Cependant, si la loi « Savary » a renforcé les moyens des acteurs du secteur des transports, des améliorations sont encore possibles. Celles qui relèvent du législatif pourraient trouver leur place dans la discussion qui s'ouvrira bientôt au Parlement sur le projet de loi sur les mobilités que Mme la ministre présentera d'ici quelques semaines en Conseil des ministres.
Il serait intéressant d'approfondir nos réflexions sur la mise en place de deux outils que présente le rapport. Le premier est la création d'un concentrateur qui aurait pour mission de confronter l'adresse déclarée par un contrevenant lors de la verbalisation avec celle déclarée à l'administration fiscale. Dans l'attente du décret d'application de l'article 18 de la loi, les transporteurs se sont d'ores et déjà saisis de ce sujet de première importance. Toutefois des questions relatives au traitement des données personnelles se posent. Des problématiques similaires ont également émergé au sujet de la création du second outil, le fichier global des fraudeurs.
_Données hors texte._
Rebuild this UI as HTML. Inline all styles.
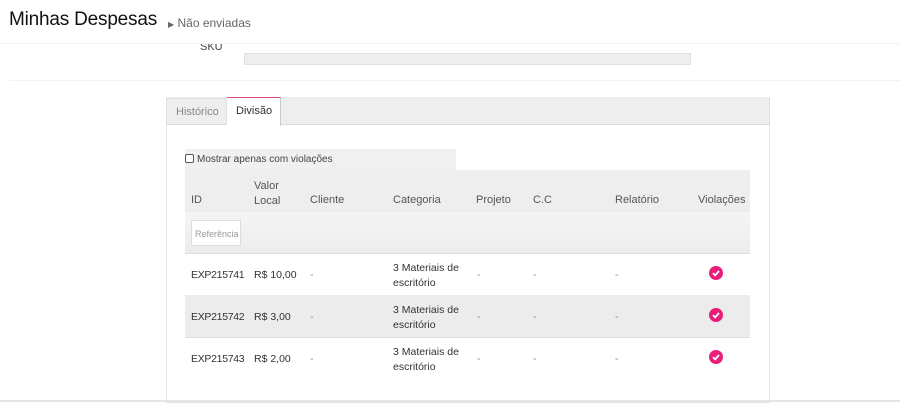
<!DOCTYPE html>
<html><head><meta charset="utf-8"><style>
*{margin:0;padding:0;box-sizing:border-box}
body{width:900px;height:402px;overflow:hidden;background:#fff;font-family:"Liberation Sans",sans-serif;color:#333;position:relative}
.a{position:absolute}
.t{font-size:10.5px;color:#333;white-space:nowrap}
.h{font-size:11px;color:#555}
.chk{width:14px;height:14px;border-radius:50%;background:#e91e7a;display:flex;align-items:center;justify-content:center}
</style></head><body>
<div class="a" style="left:200px;top:41px;font-size:11px;color:#444">SKU</div>
<div class="a" style="left:0;top:0;width:900px;height:43px;background:#fff"></div>
<div class="a" style="left:9px;top:9px;font-size:19px;color:#111;letter-spacing:-0.2px">Minhas Despesas</div>
<div class="a" style="left:168px;top:16px;font-size:12px;color:#666"><span style="font-size:8px">&#9654;</span> Não enviadas</div>
<div class="a" style="left:0;top:43px;width:900px;height:1px;background:#f2f2f2"></div>
<div class="a" style="left:244px;top:53px;width:447px;height:12px;background:#eee;border:1px solid #e2e2e2"></div>
<div class="a" style="left:9px;top:80px;width:891px;height:1px;background:#f2f2f2"></div>
<div class="a" style="left:166px;top:97px;width:604px;height:306px;border:1px solid #dde3ea;border-top:none"></div>
<div class="a" style="left:166px;top:97px;width:604px;height:28px;background:#eee;border-bottom:1px solid #d3dbe6;border-right:1px solid #e0e0e0"></div>
<div class="a" style="left:166px;top:98px;width:61px;height:27px;border:1px solid #e0e0e0;border-bottom:none;font-size:11px;color:#888;padding:7px 0 0 9px">Histórico</div>
<div class="a" style="left:227px;top:97px;width:54px;height:29px;background:#fff;border-top:1px solid #e04a7c;border-right:1px solid #ccc;font-size:11px;color:#333;padding:7px 0 0 9px">Divisão</div>
<div class="a" style="left:185px;top:149px;width:271px;height:21px;background:#f0f0f0;font-size:10px;color:#444;padding:5px 0 0 0"><span style="display:inline-block;width:9px;height:9px;border:1px solid #555;border-radius:2px;vertical-align:-1px;margin-right:3px;background:#fff"></span>Mostrar apenas com violações</div>
<div class="a" style="left:185px;top:170px;width:565px;height:42px;background:#eee"></div>
<div class="a" style="left:185px;top:212px;width:565px;height:41px;background:linear-gradient(#f5f5f5,#ececec)"></div>
<div class="a" style="left:185px;top:295px;width:565px;height:42px;background:#ececec"></div>
<div class="a" style="left:185px;top:253px;width:565px;height:1px;background:#e0e0e0"></div>
<div class="a" style="left:185px;top:337px;width:565px;height:1px;background:#e0e0e0"></div>
<div class="a h" style="left:191px;top:194px">ID</div>
<div class="a h" style="left:254px;top:179px;line-height:15px">Valor<br>Local</div>
<div class="a h" style="left:310px;top:194px">Cliente</div>
<div class="a h" style="left:393px;top:194px">Categoria</div>
<div class="a h" style="left:476px;top:194px">Projeto</div>
<div class="a h" style="left:533px;top:194px">C.C</div>
<div class="a h" style="left:615px;top:194px">Relatório</div>
<div class="a h" style="left:698px;top:194px">Violações</div>
<div class="a" style="left:191px;top:220px;width:50px;height:26px;background:#fff;border:1px solid #ddd;font-size:9px;color:#999;padding:8px 0 0 3px;overflow:hidden;white-space:nowrap">Referência</div>
<div class="a t" style="left:191px;top:269px;letter-spacing:-0.3px">EXP215741</div><div class="a t" style="left:254px;top:269px">R$ 10,00</div>
<div class="a t" style="left:191px;top:311px;letter-spacing:-0.3px">EXP215742</div><div class="a t" style="left:254px;top:311px">R$ 3,00</div>
<div class="a t" style="left:191px;top:353px;letter-spacing:-0.3px">EXP215743</div><div class="a t" style="left:254px;top:353px">R$ 2,00</div>
<div class="a t" style="left:393px;top:261px;line-height:15px">3 Materiais de<br>escritório</div>
<div class="a t" style="left:393px;top:303px;line-height:15px">3 Materiais de<br>escritório</div>
<div class="a t" style="left:393px;top:345px;line-height:15px">3 Materiais de<br>escritório</div>
<div class="a t" style="left:310px;top:269px;color:#888">-</div><div class="a t" style="left:477px;top:269px;color:#888">-</div><div class="a t" style="left:533px;top:269px;color:#888">-</div><div class="a t" style="left:615px;top:269px;color:#888">-</div>
<div class="a t" style="left:310px;top:311px;color:#888">-</div><div class="a t" style="left:477px;top:311px;color:#888">-</div><div class="a t" style="left:533px;top:311px;color:#888">-</div><div class="a t" style="left:615px;top:311px;color:#888">-</div>
<div class="a t" style="left:310px;top:353px;color:#888">-</div><div class="a t" style="left:477px;top:353px;color:#888">-</div><div class="a t" style="left:533px;top:353px;color:#888">-</div><div class="a t" style="left:615px;top:353px;color:#888">-</div>
<div class="a chk" style="left:709px;top:266px"><svg width="10" height="10" viewBox="0 0 10 10"><path d="M2 5.2L4.2 7.3L8 3" stroke="#fff" stroke-width="1.8" fill="none"/></svg></div>
<div class="a chk" style="left:709px;top:308px"><svg width="10" height="10" viewBox="0 0 10 10"><path d="M2 5.2L4.2 7.3L8 3" stroke="#fff" stroke-width="1.8" fill="none"/></svg></div>
<div class="a chk" style="left:709px;top:350px"><svg width="10" height="10" viewBox="0 0 10 10"><path d="M2 5.2L4.2 7.3L8 3" stroke="#fff" stroke-width="1.8" fill="none"/></svg></div>
<div class="a" style="left:0;top:400px;width:900px;height:2px;background:#e5e5e5"></div>
</body></html>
À la lecture du rapport, il ressort que l'État, les autorités organisatrices de transports et les transporteurs sont favorables à la mise en place de ces deux dispositifs mais que l'absence de certaines garanties entourant l'accès aux données personnelles et leur utilisation freine leur mise en oeuvre concrète. À cet égard, la loi d'orientation des mobilités sera peut-être l'occasion de s'interroger sur la pertinence d'une nouvelle transformation de l'Autorité de régulation des activités ferroviaires et routières (ARAFER). Nous pourrions imaginer que l'ARAFER devienne l'autorité de régulation des transports en la dotant de nouvelles attributions ; elle serait alors l'entité la mieux placée pour contrôler ce concentrateur et garantir une gestion et une utilisation impartiale et efficace du fichier global des fraudeurs – à condition que ces nouvelles missions s'accompagnent des moyens nécessaires à leur bonne réalisation.
Comme mes collègues, au nom du groupe UDI-Agir et Indépendants, je voudrais d'abord remercier les rapporteurs pour la qualité de leur travail. La loi « Savary » avait initialement pour but de lutter contre la fraude. Suite à l'attentat manqué sur la LGV Nord dans un Thalys, elle avait été élargie à la lutte contre les actes terroristes dans les transports. La sécurité dans les transports publics est un impératif – pas seulement dans les métropoles. Il faut non seulement lutter contre le risque terroriste mais aussi contre les incivilités, le harcèlement et les agressions qui sont malheureusement le lot quotidien sur certaines lignes. L'inspection et la fouille des bagages, le renforcement des contrôles en civil, la généralisation des caméras-piéton ou l'instauration d'enquêtes administratives en amont du recrutement ou de l'affectation des personnes au sein des sociétés de transport sont des mesures qui sont positives à nos yeux. J'espère que leur application le confirme.
Comme l'avait dit notre collègue Stéphane Demilly à l'époque, il aurait été utile d'aller plus loin en ce qui concerne la lutte contre les violences à caractère sexiste. De la même manière, la génération de la vidéosurveillance fixe devrait être privilégiée – ne serait-ce que comme un outil de dissuasion contre les contrevenants. J'aimerais avoir votre analyse sur cette question.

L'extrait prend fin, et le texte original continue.